My sister graduated from college with her nursing degree last May. She just passed her state board exam and is now officially a registered nurse. Right now you may be thinking, okay, but what does that have to do with anything.

She's a perfect example of perseverance. It took her fifteen years to become an R.N. In that time, she married, had three daughters, held a job, and took classes whenever possible. There were periods of time when she didn't or couldn't work toward that elusive degree. Sometimes it was years before she was able to take it back up. But she never gave up. Never decided it was too hard or was taking too long.

So on days when I'm feeling like my writing career is stagnating or not moving in the direction I want fast enough, I think of my sister and with time and patience and, yes, perseverance, she achieved her dream. And I can too.

Wednesday, August 6, 2014

What's Up Wednesday

This week...

My current WIP (work in progress): I spent most of last Saturday working on edits to fix the problem I mentioned last week while continuing to move forward. I hope to have the first draft including fixing the problem completed by the end of August.

News from the publishing world: The winners of the 2014 RITA were announced on July 26 at the RWA National conference in San Antonio, Texas. The RITA is been called the equivalent of the Oscar in the Romance author community. Here's the list of the winners - RITA Winners by Category

Quote of the week: "You have always written before and you will write now." ~ Ernest Hemingway This quote reminds me that I can write even when it feels like I'm fighting for every word.

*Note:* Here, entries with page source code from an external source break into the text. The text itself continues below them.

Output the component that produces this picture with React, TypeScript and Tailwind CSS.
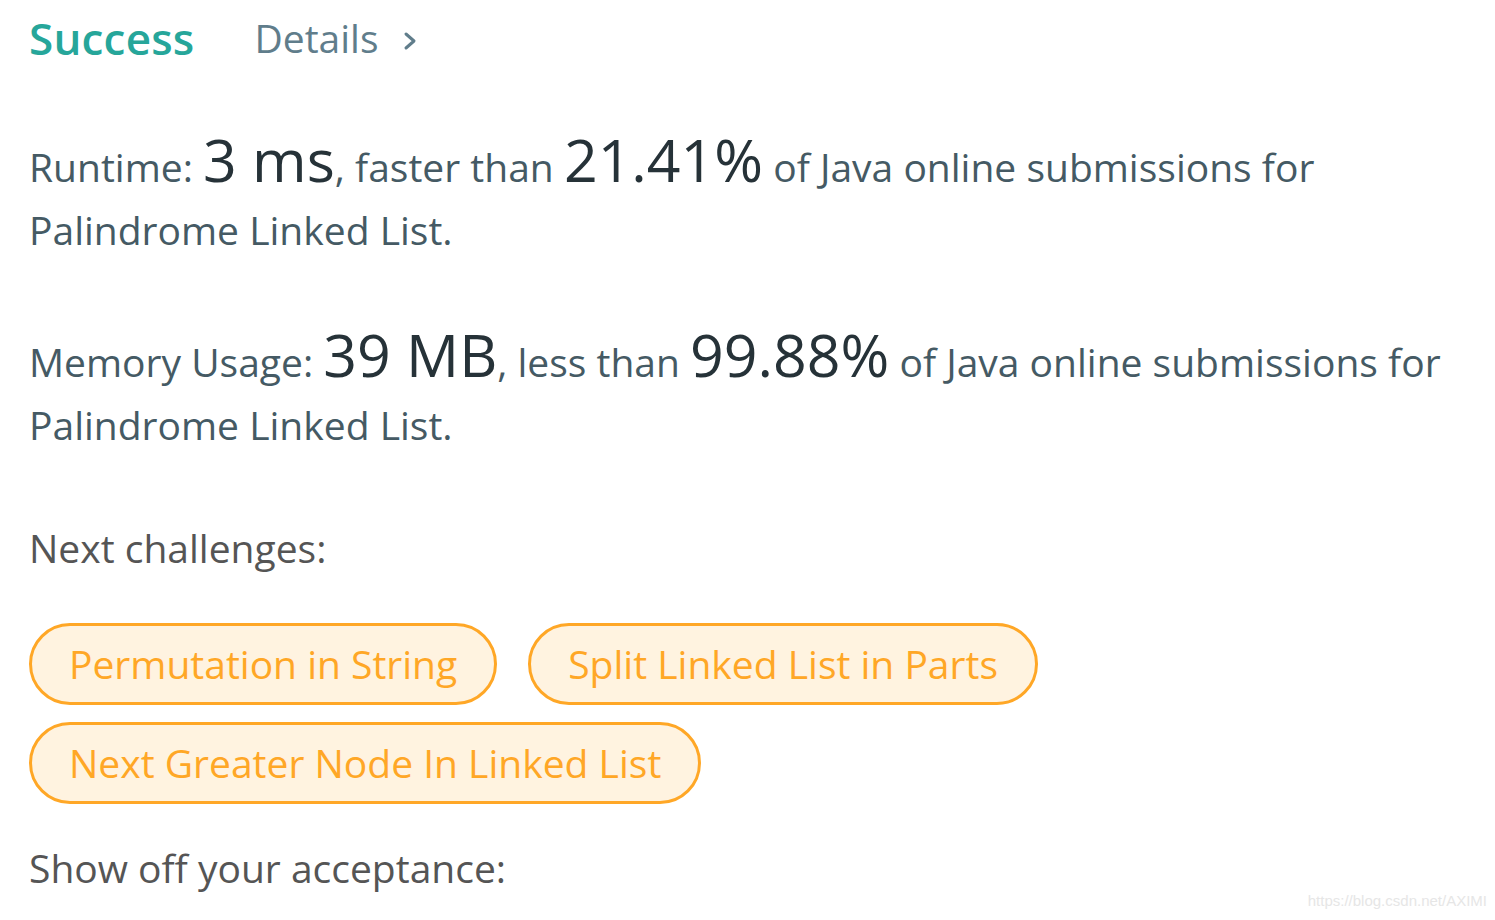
export default function App() {
  const challenges = [
    ["Permutation in String", "Split Linked List in Parts"],
    ["Next Greater Node In Linked List"],
  ];

  return (
    <div className="relative h-[920px] w-[1495px] overflow-hidden bg-white font-['Open_Sans',sans-serif]">
      <div className="px-[29px] pt-[6px]">
        <div className="flex items-center h-[64px]">
          <span className="text-[44px] font-semibold text-[#26a69a] tracking-[0.2px]">Success</span>
          <span className="ml-[60px] text-[39px] text-[#607d8b]">Details</span>
          <svg className="ml-[24px] mt-[6px]" width="16" height="22" viewBox="0 0 16 22" fill="none">
            <path d="M4 4l8 7-8 7" stroke="#607d8b" strokeWidth="3" strokeLinecap="round" strokeLinejoin="round" />
          </svg>
        </div>

        <p className="mt-[58px] text-[39px] leading-[63px] text-[#455a64]">
          <span className="whitespace-nowrap">
            Runtime: <span className="text-[59px] text-[#263238]">3 ms</span>, faster than{" "}
            <span className="text-[59px] text-[#263238]">21.41%</span> of Java online submissions for
          </span>
          <br />
          Palindrome Linked List.
        </p>

        <p className="mt-[62px] text-[39px] leading-[63px] text-[#455a64]">
          <span className="whitespace-nowrap">
            Memory Usage: <span className="text-[59px] text-[#263238]">39 MB</span>, less than{" "}
            <span className="text-[59px] text-[#263238]">99.88%</span> of Java online submissions for
          </span>
          <br />
          Palindrome Linked List.
        </p>

        <p className="mt-[60px] text-[39px] leading-[63px] text-[#555]">Next challenges:</p>

        <div className="mt-[44px] flex flex-col gap-[17px]">
          {challenges.map((row, i) => (
            <div key={i} className="flex gap-[31px]">
              {row.map((c) => (
                <div
                  key={c}
                  className="flex h-[82px] items-center rounded-full border-[3px] border-[#ffa726] bg-[#fff3e0] px-[37px] text-[39px] text-[#ffa726]"
                >
                  {c}
                </div>
              ))}
            </div>
          ))}
        </div>

        <p className="mt-[32px] text-[39px] leading-[63px] text-[#555]">Show off your acceptance:</p>
      </div>

      <div className="absolute bottom-[8px] right-[8px] font-['Liberation_Sans',sans-serif] text-[15px] text-[#e6e6e6]">
        https://blog.csdn.net/AXIMI
      </div>
    </div>
  );
}
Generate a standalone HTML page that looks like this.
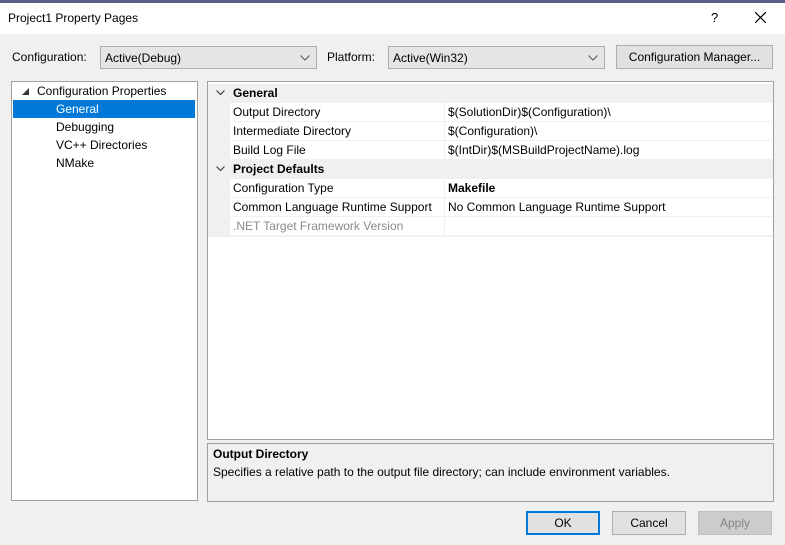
<!DOCTYPE html>
<html><head><style>
*{margin:0;padding:0;box-sizing:border-box}
body{width:785px;height:545px;background:#f0f0f0;font-family:"Liberation Sans",sans-serif;font-size:12px;color:#000;position:relative;overflow:hidden}
.a{position:absolute}
.combo{position:absolute;background:#e5e5e5;border:1px solid #adadad;height:23px;padding:4px 0 0 4px}
.combo svg{position:absolute;right:6px;top:8px}
.btn{position:absolute;background:#e1e1e1;border:1px solid #adadad;text-align:center;padding-top:4px}
.row{position:absolute;left:0;width:565px;height:19px}
.row .n{position:absolute;left:22px;width:214px;top:0;height:18px;background:#fff;padding:2px 0 0 3px}
.row .v{position:absolute;left:237px;right:0;top:0;height:18px;background:#fff;padding:2px 0 0 3px}
.hdr{position:absolute;left:0;width:565px;height:19px;font-weight:bold;padding:2px 0 0 25px}
.hdr svg{position:absolute;left:8px;top:6px}
</style></head><body>
<div class="a" style="left:0;top:0;width:785px;height:3px;background:#5b5e86"></div>
<div class="a" style="left:0;top:3px;width:785px;height:31px;background:#fff"></div>
<div class="a" style="left:8px;top:11px;font-size:12px">Project1 Property Pages</div>
<div class="a" style="left:711px;top:10px;font-size:13px">?</div>
<svg class="a" style="left:755px;top:12px" width="11" height="11"><path d="M0 0L11 11M11 0L0 11" stroke="#000" stroke-width="1.2"/></svg>

<div class="a" style="left:12px;top:50px">Configuration:</div>
<div class="combo" style="left:100px;top:46px;width:217px">Active(Debug)<svg width="10" height="6"><path d="M0.5 0.5L5 5L9.5 0.5" fill="none" stroke="#555"/></svg></div>
<div class="a" style="left:327px;top:50px">Platform:</div>
<div class="combo" style="left:388px;top:46px;width:217px">Active(Win32)<svg width="10" height="6"><path d="M0.5 0.5L5 5L9.5 0.5" fill="none" stroke="#555"/></svg></div>
<div class="btn" style="left:616px;top:45px;width:157px;height:24px">Configuration Manager...</div>

<div class="a" style="left:11px;top:81px;width:187px;height:420px;background:#fff;border:1px solid #a0a0a0">
 <svg class="a" style="left:10px;top:6px" width="7" height="7"><path d="M7 0L7 7L0 7Z" fill="#333"/></svg>
 <div class="a" style="left:25px;top:2px">Configuration Properties</div>
 <div class="a" style="left:1px;top:18px;width:182px;height:18px;background:#0078d7"></div>
 <div class="a" style="left:44px;top:20px;color:#fff">General</div>
 <div class="a" style="left:44px;top:38px">Debugging</div>
 <div class="a" style="left:44px;top:56px">VC++ Directories</div>
 <div class="a" style="left:44px;top:74px">NMake</div>
</div>

<div class="a" style="left:207px;top:81px;width:567px;height:359px;background:#fff;border:1px solid #a0a0a0">
 <div class="a" style="left:0;top:2px;width:565px;height:153px;background:#f0f0f0"></div>
 <div class="hdr" style="top:2px"><svg width="9" height="6"><path d="M0.5 0.5L4.5 4.5L8.5 0.5" fill="none" stroke="#444" stroke-width="1.2"/></svg>General</div>
 <div class="row" style="top:21px"><div class="n">Output Directory</div><div class="v">$(SolutionDir)$(Configuration)\</div></div>
 <div class="row" style="top:40px"><div class="n">Intermediate Directory</div><div class="v">$(Configuration)\</div></div>
 <div class="row" style="top:59px"><div class="n">Build Log File</div><div class="v">$(IntDir)$(MSBuildProjectName).log</div></div>
 <div class="hdr" style="top:78px"><svg width="9" height="6"><path d="M0.5 0.5L4.5 4.5L8.5 0.5" fill="none" stroke="#444" stroke-width="1.2"/></svg>Project Defaults</div>
 <div class="row" style="top:97px"><div class="n">Configuration Type</div><div class="v" style="font-weight:bold">Makefile</div></div>
 <div class="row" style="top:116px"><div class="n">Common Language Runtime Support</div><div class="v">No Common Language Runtime Support</div></div>
 <div class="row" style="top:135px"><div class="n" style="color:#8a8a8a">.NET Target Framework Version</div><div class="v"></div></div>
</div>

<div class="a" style="left:207px;top:443px;width:567px;height:59px;border:1px solid #a0a0a0">
 <div class="a" style="left:5px;top:3px;font-weight:bold">Output Directory</div>
 <div class="a" style="left:5px;top:21px">Specifies a relative path to the output file directory; can include environment variables.</div>
</div>

<div class="btn" style="left:526px;top:511px;width:74px;height:24px;border:2px solid #0078d7;padding-top:3px">OK</div>
<div class="btn" style="left:612px;top:511px;width:74px;height:24px">Cancel</div>
<div class="btn" style="left:698px;top:511px;width:74px;height:24px;background:#cccccc;border-color:#bfbfbf;color:#838383">Apply</div>
</body></html>
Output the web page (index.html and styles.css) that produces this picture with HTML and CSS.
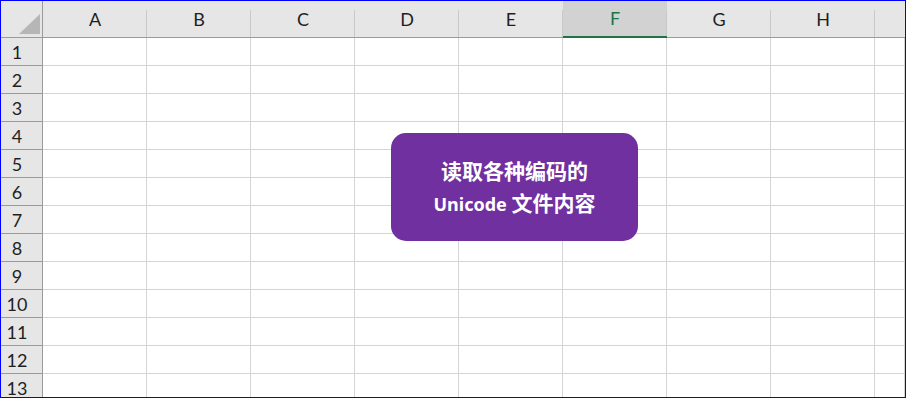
FILE: index.html
```html
<!DOCTYPE html>
<html lang="zh">
<head>
<meta charset="utf-8">
<link rel="stylesheet" href="styles.css">
</head>
<body>
<div class="frame">
  <div class="sheet">
    <div class="corner"><span class="tri"></span></div>
    <div class="colhead">A</div>
    <div class="colhead">B</div>
    <div class="colhead">C</div>
    <div class="colhead">D</div>
    <div class="colhead">E</div>
    <div class="colhead sel">F</div>
    <div class="colhead">G</div>
    <div class="colhead">H</div>
    <div class="colhead last"></div>
  </div>
  <div class="grid" id="grid"></div>
  <div class="callout"><div><span class="cjk">读取各种编码的</span><br><span class="lat">Unicode </span><span class="cjk">文件内容</span></div></div>
</div>
<script>
  var g = document.getElementById('grid');
  var html = '';
  for (var r = 1; r <= 13; r++) {
    html += '<div class="rowhead">' + r + '</div>';
    for (var c = 0; c < 9; c++) html += '<div class="cell"></div>';
  }
  g.innerHTML = html;
</script>
</body>
</html>
```
FILE: styles.css
```css
html, body { margin: 0; padding: 0; background: #fff; }
.frame {
  position: relative;
  width: 906px;
  height: 398px;
  box-sizing: border-box;
  border: 1px solid #0000ff;
  overflow: hidden;
  font-family: Lato, "Open Sans", sans-serif;
}
.sheet, .grid {
  display: grid;
  grid-template-columns: 42px repeat(8, 104px) 30px;
}
.sheet { height: 37px; background: #e6e6e6; }
.corner {
  position: relative;
  border-right: 1px solid #9b9b9b;
  border-bottom: 1px solid #9b9b9b;
  box-sizing: border-box;
}
.tri {
  position: absolute;
  right: 2px;
  bottom: 3px;
  width: 0; height: 0;
  border-left: 21px solid transparent;
  border-bottom: 20px solid #b6b6b6;
}
.colhead {
  position: relative;
  box-sizing: border-box;
  border-bottom: 1px solid #9b9b9b;
  font-size: 18px;
  color: #1f1f1f;
  text-align: center;
  line-height: 36px;
}
.colhead::after {
  content: "";
  position: absolute;
  right: 0; top: 9px; bottom: 0;
  width: 1px;
  background: #c8c8c8;
}
.colhead.last::after { display: none; }
.colhead.sel {
  background: #d2d2d2;
  color: #217346;
  border-bottom: 2px solid #217346;
  line-height: 35px;
}
.grid { grid-auto-rows: 28px; }
.rowhead {
  background: #e6e6e6;
  box-sizing: border-box;
  border-right: 1px solid #9b9b9b;
  border-bottom: 1px solid #9b9b9b;
  font-size: 18px;
  color: #1f1f1f;
  text-align: center;
  line-height: 28px;
  padding-right: 9px;
}
.cell {
  box-sizing: border-box;
  border-right: 1px solid #d4d4d4;
  border-bottom: 1px solid #d4d4d4;
}
.callout {
  position: absolute;
  left: 390px;
  top: 132px;
  width: 247px;
  height: 108px;
  box-sizing: border-box;
  border-radius: 15px;
  background: #7030a0;
  color: #fff;
  font-family: "Noto Sans", "Noto Sans CJK SC", sans-serif;
  font-weight: bold;
  font-size: 20px;
  line-height: 30px;
  text-align: center;
  display: flex;
  align-items: center;
  justify-content: center;
}
.callout .cjk { font-family: "Noto Sans CJK SC", sans-serif; font-size: 21px; }
.callout .lat { font-size: 18px; }
```
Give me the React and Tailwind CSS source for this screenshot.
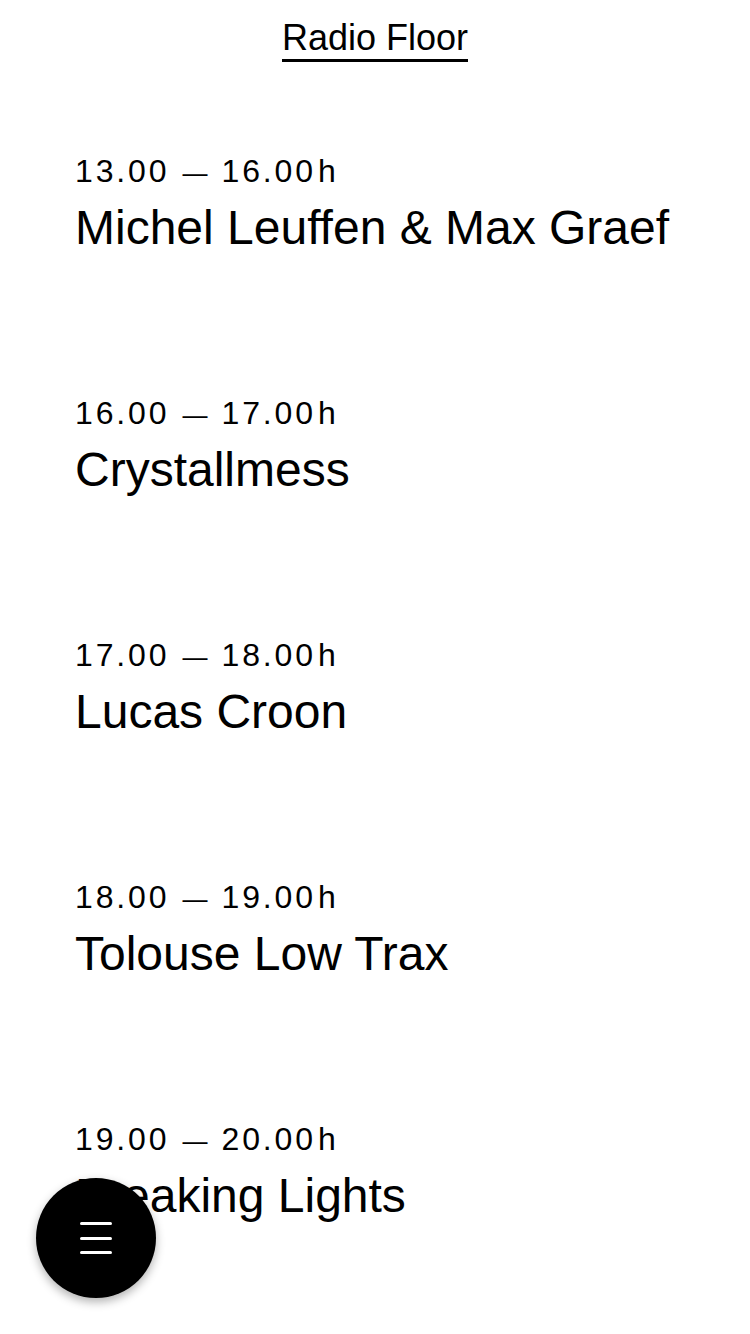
import React from "react";

const slots = [
  { from: "13.00", to: "16.00", name: "Michel Leuffen & Max Graef" },
  { from: "16.00", to: "17.00", name: "Crystallmess" },
  { from: "17.00", to: "18.00", name: "Lucas Croon" },
  { from: "18.00", to: "19.00", name: "Tolouse Low Trax" },
  { from: "19.00", to: "20.00", name: "Breaking Lights" },
];

function MenuButton() {
  return (
    <button className="fixed bottom-[36px] left-[36px] flex h-[120px] w-[120px] items-center justify-center rounded-full bg-black shadow-[0_4px_10px_rgba(0,0,0,0.3)]">
      <span className="flex w-[32px] flex-col gap-[11.5px]">
        <span className="block h-[3px] rounded-full bg-white" />
        <span className="block h-[3px] rounded-full bg-white" />
        <span className="block h-[3px] rounded-full bg-white" />
      </span>
    </button>
  );
}

function TimeRange({ from, to }) {
  return (
    <div className="flex h-[38px] items-baseline text-[32px] leading-[36px]">
      <span className="tracking-[0.09em]">{from}</span>
      <span className="ml-[13px] text-[25px] leading-[30px]">—</span>
      <span className="ml-[14px] tracking-[0.09em]">{to}</span>
      <span className="ml-[2px]">h</span>
    </div>
  );
}

export default function App() {
  return (
    <div
      className="min-h-[1334px] w-[750px] bg-white text-black"
      style={{ fontFamily: '"Liberation Sans", Arial, sans-serif' }}
    >
      <header className="flex justify-center pt-[18px]">
        <h1 className="border-b-[3px] border-black pb-[1px] text-[36px] leading-[40px]">Radio Floor</h1>
      </header>

      <ul className="mt-[91px] flex flex-col gap-[139px] pl-[75px]">
        {slots.map((slot) => (
          <li key={slot.from}>
            <TimeRange from={slot.from} to={slot.to} />
            <div className="mt-[9px] text-[48px] leading-[56px]">{slot.name}</div>
          </li>
        ))}
      </ul>

      <MenuButton />
    </div>
  );
}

Health news:  According to the USDA, American adults ate on average 118 fewer calories per day in 2010 compared to 2005. During this time period, there was an increase in home cooked meals opposed to meals eaten at restaurants or as take out.

Random things: I've been spending a lot of time with my cat lately. He's helping me deal with the loss of my family member. I wonder if he feels/senses how I'm feeling because he's been coming up and butting his head against my legs much more often lately or he lays by my side and rests his paw on my hand.

Random photo of the week:    

 This is a photo of my cat - Petey. He's like his owner and hates having his picture taken.

Monday, August 4, 2014

Writing In More Than One Sub-genre

My first introduction to romance novels when I was a teen was through historical romances written by Kathleen Woodiwiss, Shirlee Busbee, Johanna Lindsey, Jude Devereaux. So when I decided to try my hand a writing the type of book I loved to read, it was only natural to write historicals. 

When I first started writing, I can't tell you how many times it was impressed upon me to pick a sub-grenre of Romance and stick with it. It didn't matter that I had ideas for stories that easily fell into paranormal, suspense, contemporary, or historical categories. I was told time and again I would lose readers if I jumped from one sub-genre to another. Pick the one I loved best and write those types of books. 

For a long time that's what I did, but then other characters started populating my head, telling me their stories that would in no way fall into the historical romance realm. I've written one contemporary, am finishing a second, and have jotted a good number of notes on a third. While I love writing in the modern era, I still love writing historicals too. In fact I hope to start writing Finch's story soon. (Finch is a secondary character in An Unexpected Gift.) 

Then I start thinking about that "rule" again and wonder if I'm doing the right thing. But then I think about writers such as Maya Banks who writes historical, suspense, and erotica. While I don't consider myself in the same league, she's a great example of being successful in multiple sub-genres. 

As a reader and/or writer, how do you feel about authors who write in multiple sub-genres of romance? Like it? Don't? Why?

Friday, August 1, 2014

This I know for sure...

I've received a number of condolences from various people during the last couple of weeks. I know the thoughts and feelings behind the words are sincere and heartfelt, but there are a few well used phrases, I wish people wouldn't say. 

  • She/he is in a better place. -  I understand what you're trying to say, but I will always feel that the best place for my loved one is to be with me in my life.

  • Time heals all wounds. - I don't think this is true when it comes to death. I don't think anyone heals from or gets over the loss of a loved one. You just eventually learn to cope with the loss with some days being easier than others.

  • At least she/he didn't suffer. - Is this supposed to make me feel better about losing the person? If the person did suffer before passing on, am I supposed to feel worse than I already do? Is that even possible?

  • "I'm sorry to hear about your loss" or "I'm sorry to hear of your loss." - I'm a literal person by nature so when someone says this to me, it immediately offends me. Why? Because the speaker isn't saying he/she is sorry for the loss that I suffered, just that they're sorry they had to hear about it - I'm sorry to hear of or about your loss.

Maybe I'm just being extra sensitive because the loss is so fresh and raw, but having been on the receiving end of these, I now know I will never utter them to someone who is grieving for the loss of a loved one.